Podobnie trzecia warstwa osadu datowana na ok. 18 tysięcy lat temu ma pochodzić z erupcji, zapowiadającej kolejny potężny wybuchu sprzed 15 tysięcy lat, określanym jako "wybuch neapolitańskiego żółtego tufu". Ostatnia warstwa mająca 8 tysięcy lat może być pozostałością pojedynczej erupcji o mniejszej sile.
Naukowców najbardziej zainteresowała swoista cykliczność wybuchów, która pokazuje ciągły okres wzmożonej aktywności, gdzie wybuchy mogą zwiastować supererupcję. Badacze zauważyli, że osady lawowe powstawały we względnie regularnych odstępach okolic 10-15 tysięcy lat. Wcześniej zakładano, że pojedyncze wybuchy wulkaniczne na Polach Flegrejskich zachodzą średnio co 25 tysięcy lat.
Czy jesteśmy w okresie wybuchu europejskiego superwulkanu?
Naukowcy podkreślają, że teren kaldery na Polach Flegryjskich do dziś charakteryzuje się dużą aktywnością wulkaniczną. Region dookoła Neapolu nawiedzają często trzęsienia ziemi, które mogą być zapowiedzią erupcji.
Od dekad Pola Flegrejskie znajdują się pod ścisłą obserwacją m.in. przez centrum Osservatorio Vesuviano, które monitoruje obszar pod kątem możliwego zagrożenia erupcją. W ostatnich latach wielu geologów alarmowało nt. zwiększonej aktywności w regionie pod kątem ruchu terenu i ulatujących gazów z ziemi.
Badania naukowców z Uniwersytetu w Ohio i Instytutu Nauk Morskich w Hiszpanii dodają kolejnego niepokoju. Jeżeli bowiem wzmożone erupcje superwulkanu na Polach Flegrejskich powtarzają się cyklicznie i szybciej, niż myśleliśmy, to ile nas dzieli do kolejnego wybuchu? Na to nie ma odpowiedzi.

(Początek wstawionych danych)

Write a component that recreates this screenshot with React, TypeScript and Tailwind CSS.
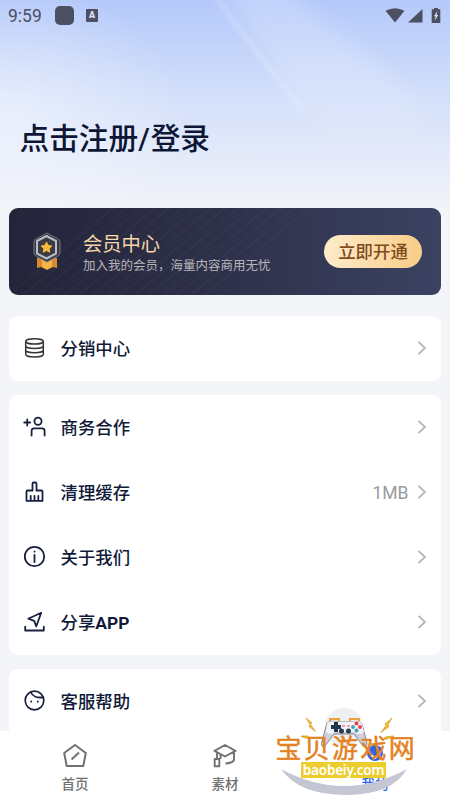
import type { ReactNode } from 'react';

const FONT = "font-['Roboto','Noto_Sans_CJK_SC',sans-serif]";

function Icon({ children, color = '#18213f' }: { children: ReactNode; color?: string }) {
  return (
    <svg width="24" height="24" viewBox="0 0 24 24" fill="none" stroke={color} strokeWidth="1.8" strokeLinecap="round" strokeLinejoin="round" className="shrink-0">
      {children}
    </svg>
  );
}

const coins = (
  <Icon color="#333437">
    <ellipse cx="12.500" cy="5.400" rx="8.800" ry="2.600" strokeWidth="1.500" />
    <path strokeWidth="1.500" d="M3.700 5.400v12.800c0 1.600 3.900 2.800 8.800 2.800s8.800-1.200 8.800-2.800V5.400M3.700 9.700c0 1.600 3.900 2.800 8.800 2.800s8.800-1.200 8.800-2.800M3.700 14c0 1.600 3.900 2.800 8.800 2.800s8.800-1.200 8.800-2.800" />
  </Icon>
);
const addUser = (
  <Icon>
    <path d="M2.200 7.500h6M5.200 4.500v6" />
    <circle cx="16" cy="6.200" r="3.600" />
    <path d="M9.600 20.500v-4.700a2.500 2.500 0 0 1 2.500-2.500h8a2.500 2.500 0 0 1 2.500 2.500v4.700" />
  </Icon>
);
const broom = (
  <Icon>
    <path d="M10.500 10.500V3.800q0-1.300 1.300-1.300h1.400q1.300 0 1.300 1.300v6.700h5q1 0 1 1v9.300H4.500v-9.300q0-1 1-1zM8.700 16v4.800M12.500 16v4.800M16.300 16v4.800" />
  </Icon>
);
const info = (
  <Icon>
    <circle cx="12.500" cy="11.500" r="9.700" />
    <path d="M12.500 10v7M12.500 6.300v.400" />
  </Icon>
);
const share = (
  <Icon>
    <path d="M19.200 2.800 6.200 8.700l6 2.200 2.100 5.400zM3.200 16.700v3.800h18.600v-3.800" />
  </Icon>
);
const face = (
  <Icon>
    <circle cx="12.500" cy="11.500" r="9.300" strokeWidth="1.700" />
    <path d="M8.700 3c1.500 3.600 6 6.200 12.500 5.300M9.200 12.500v.200M15.800 12.500v.200" />
  </Icon>
);

function Row({ icon, label, value }: { icon: ReactNode; label: ReactNode; value?: string }) {
  return (
    <div className="flex h-[65px] items-center pl-[13px] pr-[13px]">
      {icon}
      <span className="ml-[14.500px] grow pt-[2px] text-[17.400px] font-medium leading-6 text-[#111a38]">{label}</span>
      {value && <span className="mr-[7px] pt-px text-[17.500px] leading-6 text-[#999a9e]">{value}</span>}
      <svg width="12" height="16" viewBox="0 0 12 16" fill="none" stroke="#b3b4b8" strokeWidth="1.800">
        <path d="m2.500 1.800 6.500 6.200-6.500 6.200" />
      </svg>
    </div>
  );
}

function StatusBar() {
  return (
    <div className="flex h-[31px] items-center px-[8px] text-[#4b5062]">
      <span className="w-[47px] text-[17.500px] leading-5">9:59</span>
      <span className="size-[19px] rounded-[5px] bg-[#4b5162]" />
      <span className="ml-[12px] flex h-[13px] w-[12px] items-center justify-center rounded-[1px] bg-[#4b5162] text-[9px] font-black leading-none text-[#dbe4fb]">A</span>
      <svg className="ml-auto" width="58" height="18" viewBox="0 0 58 18" fill="#4b5062">
        <path d="M1.500 3.800Q11-1.200 20.500 3.800L11 15.500zM38.500 2v13.500H24z" />
        <path d="M50 1h4v1.300h2.300v13.700h-8.600V2.300h2.300z" />
        <path fill="#dbe4fb" d="m53.500 4-3.500 5.300h1.700l-1.200 4.400 3.800-5.700h-1.800z" />
      </svg>
    </div>
  );
}

function Medal() {
  return (
    <svg width="30" height="40" viewBox="0 0 30 40" className="shrink-0">
      <path d="M5 26h20v10l-4-1-6 3-6-3-4 1z" fill="#d98b2b" />
      <path d="M10 28h10v7l-5 2.500-5-2.500z" fill="#f5b348" />
      <path d="m15 1 11 6q2 1 2 3v11q0 2-2 3l-11 6-11-6q-2-1-2-3V10q0-2 2-3z" fill="#363842" stroke="#747986" />
      <path d="m14.500 4 9.500 5v12.500l-9.500 5-9.500-5V9z" fill="#3a3b44" stroke="#b9bdc7" strokeWidth="2" strokeLinejoin="round" />
      <path d="m14.500 10 1.600 3.400 3.700.6-2.700 2.600.6 3.600-3.200-1.700-3.200 1.700.6-3.600L9.200 14l3.700-.6z" fill="#ffb83f" stroke="#ffb83f" strokeLinejoin="round" />
    </svg>
  );
}

function MemberBanner() {
  return (
    <div className="relative ml-[9px] mr-[9.500px] flex h-[87px] shrink-0 items-center overflow-hidden rounded-[9px] bg-gradient-to-r from-[#24243a] via-[#2e314a] to-[#3b4262] pl-[22.500px] pr-[18.500px]">
      <svg className="absolute inset-0" width="431" height="87" stroke="#ffffff" strokeOpacity=".055" fill="none">
        <path d="M0 87 104 0M14 87 118 0M28 87 132 0M42 87 146 0M56 87 160 0M70 87 174 0M84 87 188 0M98 87 202 0M112 87 216 0M126 87 230 0M140 87 244 0M154 87 258 0M168 87 272 0M182 87 286 0M196 87 300 0" />
      </svg>
      <Medal />
      <div className="relative ml-[21.500px] grow pt-[5px]">
        <div className="text-[19.300px] leading-[24px] text-[#f6d8a8]">会员中心</div>
        <div className="text-[12.500px] leading-[18px] text-[#b8b5b8]">加入我的会员，海量内容商用无忧</div>
      </div>
      <div className="relative flex h-[33px] w-[98px] items-center justify-center rounded-full bg-gradient-to-r from-[#fdebcb] to-[#f9cd86] pt-px text-[17.400px] font-medium text-[#7f4c1d]">立即开通</div>
    </div>
  );
}

function Tab({ label, active, children }: { label: string; active?: boolean; children: ReactNode }) {
  return (
    <div className={`flex w-[150px] flex-col items-center pt-[12px] text-[13.500px] font-medium leading-[20px] ${active ? 'text-[#2f65eb]' : 'text-[#707174]'}`}>
      <svg width="26" height="26" viewBox="0 0 26 26" fill="none" stroke="currentColor" strokeWidth="2" strokeLinejoin="round">
        {children}
      </svg>
      <span className="mt-[5px]">{label}</span>
    </div>
  );
}

function Watermark() {
  return (
    <div className="absolute left-[270px] top-[700px] h-[100px] w-[150px]">
      <svg className="absolute inset-0" width="150" height="100" viewBox="0 0 150 100">
        <path d="M11 69Q74 103 137 69 122 95 76 95 29 95 11 69z" fill="#c5c6d4" />
        <circle cx="74" cy="27" r="19" fill="#f0f0f2" />
        <path d="m36 18 6 5-1.500 1.500 5 7-6.500-5 1-2zM31 36l7 0 2 3-8-2zM122 18l-7 6 1 1.500-5 7 8-6-1-2zM124 36l-9 1-2 3 10-3z" fill="#f4bd26" stroke="#d99c2d" strokeWidth=".8" />
        <path d="M60 21v-2h9v2M80 21v-2h9v2" fill="none" stroke="#eda33b" strokeWidth="2" />
        <path d="M57 23Q60 20 68 22h12q9-2 12 2l5 19q0 5-4 3l-9-12H64l-9 12q-5 2-3-5z" fill="#cfd0dc" stroke="#858796" />
        <path d="M57 23Q60 20 68 22h12q9-2 12 2l2 8q-5 4-10 0H65q-5 4-9 0z" fill="#f2f2f7" />
        <path d="M61 25h3v-3h4v3h3v4h-3v3h-4v-3h-3z" fill="#21364c" />
        <circle cx="71.500" cy="31" r="2.500" fill="#263f50" />
        <circle cx="78.500" cy="31" r="2.500" fill="#263f50" />
        <circle cx="86.500" cy="23.500" r="1.900" fill="#e83c45" />
        <circle cx="86.500" cy="30.500" r="1.900" fill="#3aa3b8" />
        <circle cx="83" cy="27" r="1.900" fill="#3aa3b8" />
        <circle cx="90" cy="27" r="1.900" fill="#e83c45" />
        <path d="M72 26h3M77 26h3" stroke="#ed476b" />
      </svg>
      <div className="absolute left-[5.500px] top-[36px] whitespace-nowrap text-[26px] leading-[26px] tracking-[2.300px] text-[#e38220] [-webkit-text-stroke:.5px_#e38220]">宝贝游戏网</div>
      <div className="absolute left-[31px] top-[62px] flex h-[16px] w-[85px] items-center justify-center bg-[#edcd2d] font-['Noto_Sans',sans-serif] text-[13.500px] font-semibold leading-[16px] tracking-[-.2px] text-white"><span>baobeiy.com</span></div>
    </div>
  );
}

export default function App() {
  return (
    <div className={`relative flex h-[800px] w-[450px] flex-col overflow-hidden bg-[#f4f5f8] ${FONT}`}>
      <header className="relative h-[208px] shrink-0 bg-gradient-to-b from-[#b5c9fa] via-[#d5e1fa] to-[#f1f3f9]">
        <svg className="absolute inset-0" width="450" height="208">
          <defs>
            <linearGradient id="ray" x1="0" y1="0" x2="0" y2="1">
              <stop stopColor="#fff" stopOpacity=".16" />
              <stop offset=".5" stopColor="#fff" stopOpacity=".18" />
              <stop offset="1" stopColor="#fff" stopOpacity="0" />
            </linearGradient>
            <radialGradient id="glow">
              <stop stopColor="#fff" stopOpacity=".45" />
              <stop offset="1" stopColor="#fff" stopOpacity="0" />
            </radialGradient>
            <filter id="soft"><feGaussianBlur stdDeviation="8" /></filter>
            <filter id="softLine"><feGaussianBlur stdDeviation="2" /></filter>
          </defs>
          <ellipse cx="0" cy="115" rx="190" ry="130" fill="url(#glow)" />
          <path d="M224-10h64l130 110 10 60H340z" fill="url(#ray)" filter="url(#soft)" />
          <path d="M215-4q40 55 88 114" stroke="#fff" strokeOpacity=".18" strokeWidth="5" fill="none" filter="url(#softLine)" />
        </svg>
        <div className="relative">
          <StatusBar />
          <h1 className="ml-[19.500px] mt-[88px] text-[29.700px] font-medium leading-[40px] text-[#0d1735]">点击注册<span className="tracking-[.8px]">/</span>登录</h1>
        </div>
      </header>
      <MemberBanner />
      <main className="flex min-h-0 grow flex-col gap-[14px] pl-[9px] pr-[9.500px] pt-[20.500px]">
        <section className="shrink-0 rounded-[9px] bg-white"><Row icon={coins} label="分销中心" /></section>
        <section className="shrink-0 rounded-[9px] bg-white">
          <Row icon={addUser} label="商务合作" />
          <Row icon={broom} label="清理缓存" value="1MB" />
          <Row icon={info} label="关于我们" />
          <Row icon={share} label={<>分享<span className="font-bold">APP</span></>} />
        </section>
        <section className="grow rounded-t-[9px] bg-white"><Row icon={face} label="客服帮助" /></section>
      </main>
      <nav className="flex h-[69px] shrink-0 bg-white">
        <Tab label="首页"><path d="m13 2 10.800 8-2.500 13h-16.600L2.200 10zM9.500 16.500l7.500-7" /></Tab>
        <Tab label="素材"><path strokeWidth="1.900" d="M13 2 2.500 7.800 13 13.500 23.500 7.800zM5 9v7M2.700 16h4.600v7.300H2.700zM8.500 11.500v4.500M22 9v8q-1.500 3-8.500 3.500" /></Tab>
        <Tab label="我的" active><circle cx="13" cy="10" r="7" fill="currentColor" /><path d="m9 12 4 3 5-5" stroke="#fff" /></Tab>
      </nav>
      <Watermark />
    </div>
  );
}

Cały ten obszar jest nadal aktywny, nadal istnieje wiele obaw co do jego przyszłości, więc z pewnością jest potencjalnie możliwe, że [wybuch - przypis red.] może się powtórzyć
Jak poznać wulkan pod sobą?
Autorzy jednak podkreślają, że mimo wyników badań, nie można mówić o dokładnie określonym cyklu erupcji superwulkanu we Włoszech. Problemem jest fakt, że nie wszystkie wybuchy tworzą takie podmorskie osady. Możliwe, że w historii regionu było ich więcej.
Eksperci uspokajają jednak, że nawet z obecnie zwiększoną aktywnością na Polach Flegrejskich, szanse na wybuch w najbliższym czasie są niezwykle niskie. Przede wszystkim nie ma jasnych sugestii, że kaldera jest na tyle rozciągnięta, że może wydostać się z niej magma superwulkanu.
Nie ma co jednak ukrywać, że ta kaldera niedaleko Neapolu kiedyś zostanie przebita. Taka sytuacja miała już miejsce w dość nowej historii naszego gatunku, dokładniej w 1538 roku, gdy niewielka ilość magmy przez tydzień wydobyła się ze stożka Monte Nuovo. Aby mieć, chociaż szansę przygotować się na te mniejsze, jak i większe wybuchy, potrzebna jest największa ilość wiedzy nt. historycznej aktywności w obszarze Pól Flegrejskich. Ustalenie nawet ich względnych cyklów może być do tego pierwszym krokiem.